For a solid decade-plus, this is what teens were told to aspire too. Hannes Magerstaedt/Getty Images

Your uncomfortable stories of trying to dress like you belong

Tony Wagner Aug 15, 2019
For a solid decade-plus, this is what teens were told to aspire too. Hannes Magerstaedt/Getty Images

For a not-small group of millennials, the 2000s Abercrombie & Fitch uniform — artfully ripped denim, logo shirts or rippled abs under sporty jackets, flip-flops for some reason — brings back a stomach-churning sense of dread.

The brand has fallen on hard times, but it once showed teens and tweens the ideal they should aspire to: definitely rich but casual about it, build like a rail or a linebacker, usually white.

In the latest episode of “This Is Uncomfortable,” we heard from listener Wen Wen Yang. She grew up poor in the Bronx, and now she makes more money than either of her parents put together. Like an anthropologist, she finds herself cataloging all the unwritten rules for fitting into the middle class, terrified she’ll out herself by, say, Gorilla Gluing her shoes back together instead of buying new ones.

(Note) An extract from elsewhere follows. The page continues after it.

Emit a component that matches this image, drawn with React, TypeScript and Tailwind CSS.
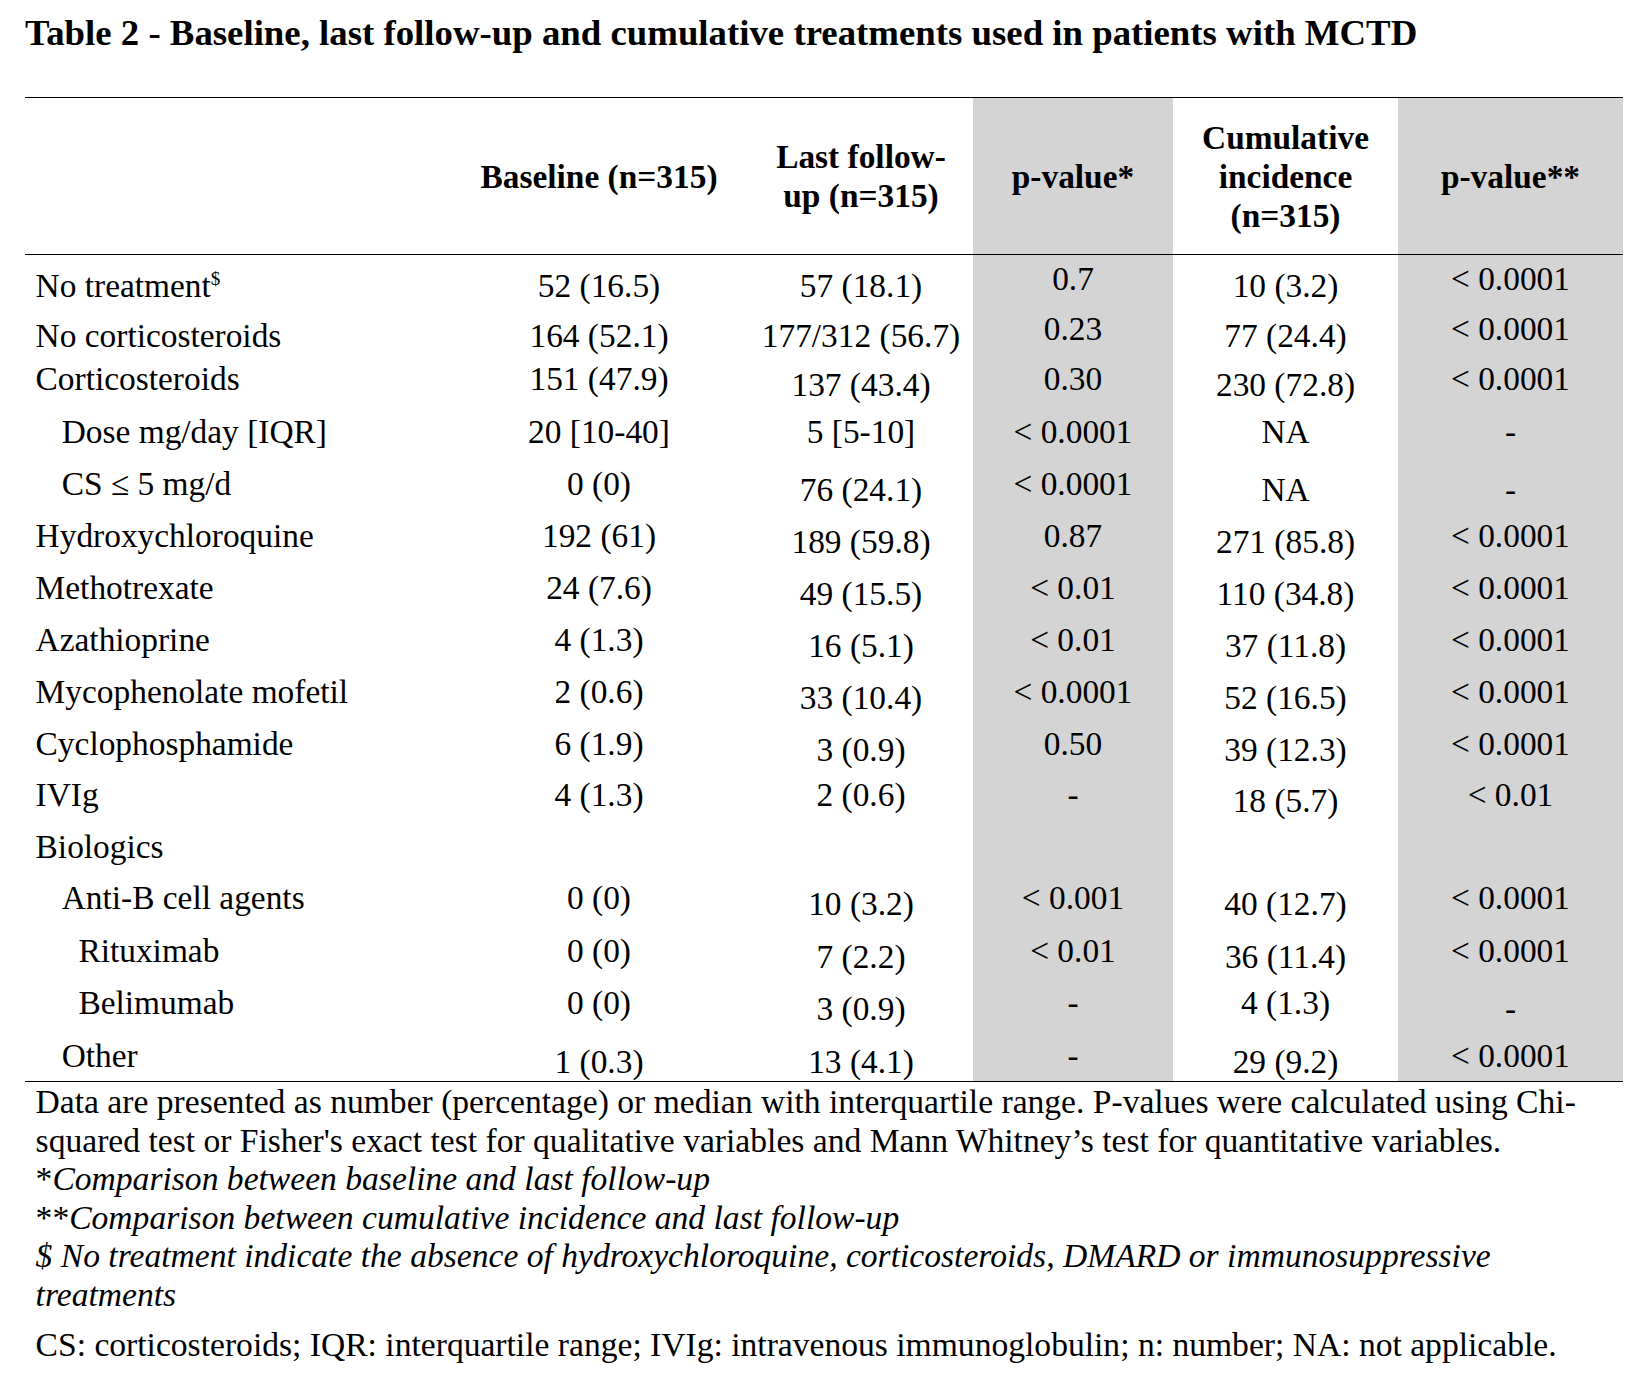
import React from "react";

type Off = "0" | "d" | "u";

const offClass: Record<Off, string> = {
  "0": "pt-[11.5px]",
  d: "pt-[18px]",
  u: "pt-[5px]",
};

const colW = ["w-[300px]", "w-[224px]", "w-[200px]", "w-[225px]", "w-[225px]"];
const colBg = ["", "", "bg-[#d4d4d4]", "", "bg-[#d4d4d4]"];

type Row = {
  label: React.ReactNode;
  indent: string;
  h: string;
  vals: string[];
  offs: Off[];
};

const rows: Row[] = [
  {
    label: (
      <>
        No treatment
        <span className="align-super text-[19px] leading-none">$</span>
      </>
    ),
    indent: "pl-[10.6px]",
    h: "h-[50px]",
    vals: ["52 (16.5)", "57 (18.1)", "0.7", "10 (3.2)", "< 0.0001"],
    offs: ["0", "0", "u", "0", "u"],
  },
  {
    label: "No corticosteroids",
    indent: "pl-[10.6px]",
    h: "h-[43px]",
    vals: ["164 (52.1)", "177/312 (56.7)", "0.23", "77 (24.4)", "< 0.0001"],
    offs: ["0", "0", "u", "0", "u"],
  },
  {
    label: "Corticosteroids",
    indent: "pl-[10.6px]",
    h: "h-[53px]",
    vals: ["151 (47.9)", "137 (43.4)", "0.30", "230 (72.8)", "< 0.0001"],
    offs: ["0", "d", "0", "d", "0"],
  },
  {
    label: "Dose mg/day [IQR]",
    indent: "pl-[36.7px]",
    h: "h-[52px]",
    vals: ["20 [10-40]", "5 [5-10]", "< 0.0001", "NA", "-"],
    offs: ["0", "0", "0", "0", "0"],
  },
  {
    label: "CS ≤ 5 mg/d",
    indent: "pl-[36.7px]",
    h: "h-[52px]",
    vals: ["0 (0)", "76 (24.1)", "< 0.0001", "NA", "-"],
    offs: ["0", "d", "0", "d", "d"],
  },
  {
    label: "Hydroxychloroquine",
    indent: "pl-[10.6px]",
    h: "h-[52px]",
    vals: ["192 (61)", "189 (59.8)", "0.87", "271 (85.8)", "< 0.0001"],
    offs: ["0", "d", "0", "d", "0"],
  },
  {
    label: "Methotrexate",
    indent: "pl-[10.6px]",
    h: "h-[52px]",
    vals: ["24 (7.6)", "49 (15.5)", "< 0.01", "110 (34.8)", "< 0.0001"],
    offs: ["0", "d", "0", "d", "0"],
  },
  {
    label: "Azathioprine",
    indent: "pl-[10.6px]",
    h: "h-[52px]",
    vals: ["4 (1.3)", "16 (5.1)", "< 0.01", "37 (11.8)", "< 0.0001"],
    offs: ["0", "d", "0", "d", "0"],
  },
  {
    label: "Mycophenolate mofetil",
    indent: "pl-[10.6px]",
    h: "h-[52px]",
    vals: ["2 (0.6)", "33 (10.4)", "< 0.0001", "52 (16.5)", "< 0.0001"],
    offs: ["0", "d", "0", "d", "0"],
  },
  {
    label: "Cyclophosphamide",
    indent: "pl-[10.6px]",
    h: "h-[51px]",
    vals: ["6 (1.9)", "3 (0.9)", "0.50", "39 (12.3)", "< 0.0001"],
    offs: ["0", "d", "0", "d", "0"],
  },
  {
    label: "IVIg",
    indent: "pl-[10.6px]",
    h: "h-[52px]",
    vals: ["4 (1.3)", "2 (0.6)", "-", "18 (5.7)", "< 0.01"],
    offs: ["0", "0", "0", "d", "0"],
  },
  {
    label: "Biologics",
    indent: "pl-[10.6px]",
    h: "h-[51px]",
    vals: ["", "", "", "", ""],
    offs: ["0", "0", "0", "0", "0"],
  },
  {
    label: "Anti-B cell agents",
    indent: "pl-[36.7px]",
    h: "h-[53px]",
    vals: ["0 (0)", "10 (3.2)", "< 0.001", "40 (12.7)", "< 0.0001"],
    offs: ["0", "d", "0", "d", "0"],
  },
  {
    label: "Rituximab",
    indent: "pl-[53.4px]",
    h: "h-[52px]",
    vals: ["0 (0)", "7 (2.2)", "< 0.01", "36 (11.4)", "< 0.0001"],
    offs: ["0", "d", "0", "d", "0"],
  },
  {
    label: "Belimumab",
    indent: "pl-[53.4px]",
    h: "h-[53px]",
    vals: ["0 (0)", "3 (0.9)", "-", "4 (1.3)", "-"],
    offs: ["0", "d", "0", "0", "d"],
  },
  {
    label: "Other",
    indent: "pl-[36.7px]",
    h: "h-[56px]",
    vals: ["1 (0.3)", "13 (4.1)", "-", "29 (9.2)", "< 0.0001"],
    offs: ["d", "d", "0", "d", "0"],
  },
];

export default function App() {
  return (
    <div className="w-[1640px] h-[1384px] bg-white text-black font-['Liberation_Serif','Times_New_Roman',serif] px-[25px]">
      <div className="pt-[12px] text-[36.8px] leading-[42px] font-bold whitespace-nowrap">
        Table 2 - Baseline, last follow-up and cumulative treatments used in patients with MCTD
      </div>

      <div className="mt-[43px] w-[1598px] border-t border-b border-black text-[33.4px] leading-[38px]">
        {/* header */}
        <div className="flex h-[157px] border-b border-black font-bold leading-[39px]">
          <div className="w-[424px]" />
          <div className="w-[300px] flex items-center justify-center text-center">
            Baseline (n=315)
          </div>
          <div className="w-[224px] flex items-center justify-center text-center">
            <span>
              Last follow-
              <br />
              up (n=315)
            </span>
          </div>
          <div className="w-[200px] flex items-center justify-center text-center bg-[#d4d4d4]">
            p-value*
          </div>
          <div className="w-[225px] flex items-center justify-center text-center">
            <span>
              Cumulative
              <br />
              incidence
              <br />
              (n=315)
            </span>
          </div>
          <div className="w-[225px] flex items-center justify-center text-center bg-[#d4d4d4]">
            p-value**
          </div>
        </div>

        {/* body */}
        {rows.map((r, i) => (
          <div key={i} className={`flex ${r.h}`}>
            <div className={`w-[424px] pt-[11.5px] whitespace-nowrap ${r.indent}`}>{r.label}</div>
            {r.vals.map((v, j) => (
              <div
                key={j}
                className={`${colW[j]} ${colBg[j]} ${offClass[r.offs[j]]} text-center whitespace-nowrap`}
              >
                {v}
              </div>
            ))}
          </div>
        ))}
      </div>

      <div className="pl-[10.6px] pt-[1px] text-[33.6px] leading-[38.6px] whitespace-nowrap">
        <div>
          Data are presented as number (percentage) or median with interquartile range. P-values were calculated using Chi-
        </div>
        <div>
          squared test or Fisher's exact test for qualitative variables and Mann Whitney’s test for quantitative variables.
        </div>
        <div>
          *<span className="italic">Comparison between baseline and last follow-up</span>
        </div>
        <div>
          **<span className="italic">Comparison between cumulative incidence and last follow-up</span>
        </div>
        <div className="italic">
          $ No treatment indicate the absence of hydroxychloroquine, corticosteroids, DMARD or immunosuppressive
        </div>
        <div className="italic">treatments</div>
        <div className="mt-[11px]">
          CS: corticosteroids; IQR: interquartile range; IVIg: intravenous immunoglobulin; n: number; NA: not applicable.
        </div>
      </div>
    </div>
  );
}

But Yang isn’t the only one who feels like she doesn’t fit into her own social class. We heard from many of you about the times you felt like an impostor and how you dealt with it. Turns out, a lot of it comes down to clothes. Here are just a few of those stories, lightly edited for clarity and length.

Listener Jen Harris wrote in to tell us that she still remembers the anxiety around name-brand clothing, decades after her school days in Bend, Oregon. It shaped how she shops as an adult.

Junior high was brutal when it comes to wanting brand names. I had
hand-me-downs and when we did buy new clothes, they were on sale and out-of-season. Buy in the summer for fall, and fall or winter in the summer — I learned how to shop on a very tight budget.

In eighth grade, there was a girl that wanted nothing more than to be popular, and her way to that was through five outfits all consisting of Guess, Esprit, and Benetton. She worked all summer and bought her five outfits. On the 6th day, when outfit number one was worn again, she was made fun of. I knew right then and there I would never be a label hound.

I still buy summer in the winter and winter in the summer, but my main goal is to purchase key, higher-quality items that won’t go out of style. No one wants to be made fun of on the 6th day.

Over the years, the brands may change but class anxiety stays the same. Kaitlin Montgomery wrote in with this story:

When I was in middle school (2006-ish) I always wanted to look like the popular kids who were wearing Hollister and Abercrombie clothes. My family didn’t have money for any of those clothes, especially the $80 jeans I desperately wanted to be a part of the destroyed and ripped jeans trend. Since I couldn’t buy the jeans I spent an entire Saturday on my driveway with a pair of jeans I already owned, rocks and a pair of scissors to try and make my own distressed jeans. For hours I worked on these pants to try to get them to look like the pants from Hollister but I didn’t have any luck. I ended up giving up and sticking to the pants I already had.

ER doctor Tom Robey told us he is hyper-aware of the message his uniform sends in and out of work:

In few professions do such highly trained and compensated people regularly interact with the most vulnerable, disaffected and down-trodden individuals in our society.  Most ER docs wear scrubs, and I don’t wear a white coat because there’s already enough hierarchy built into the system.

Once I leave the hospital, my scrubs elevate into a status marker. So when I drive home, I ditch the clinical garb in favor of ratty jeans or workout clothes.  I’d rather not signal that I’m a physician. I guess my scrubs would be a good credential if someone was hurt. But they don’t invite conversations about play dates or home improvement projects.

Finally, listener Lena Delucia from Pennsylvania is adjusting to a new workplace with her old spending habits.

I grew up in a family of frugal spenders. Now, I’m in my late 20s, and I’m working a job where most of my immediate co-workers make between $60 to $100k, but coming from a family where we never flaunted money, I often feel that I don’t really fit in most of my spheres of life. For example, when I see someone with expensive yoga pants and you know I get mine for $10 at Plato’s Closet, or when my co-workers have fancy manicures every week, while I’ve only had two in my entire life … that’s when I feel uncomfortable. I guess I’m still figuring it out.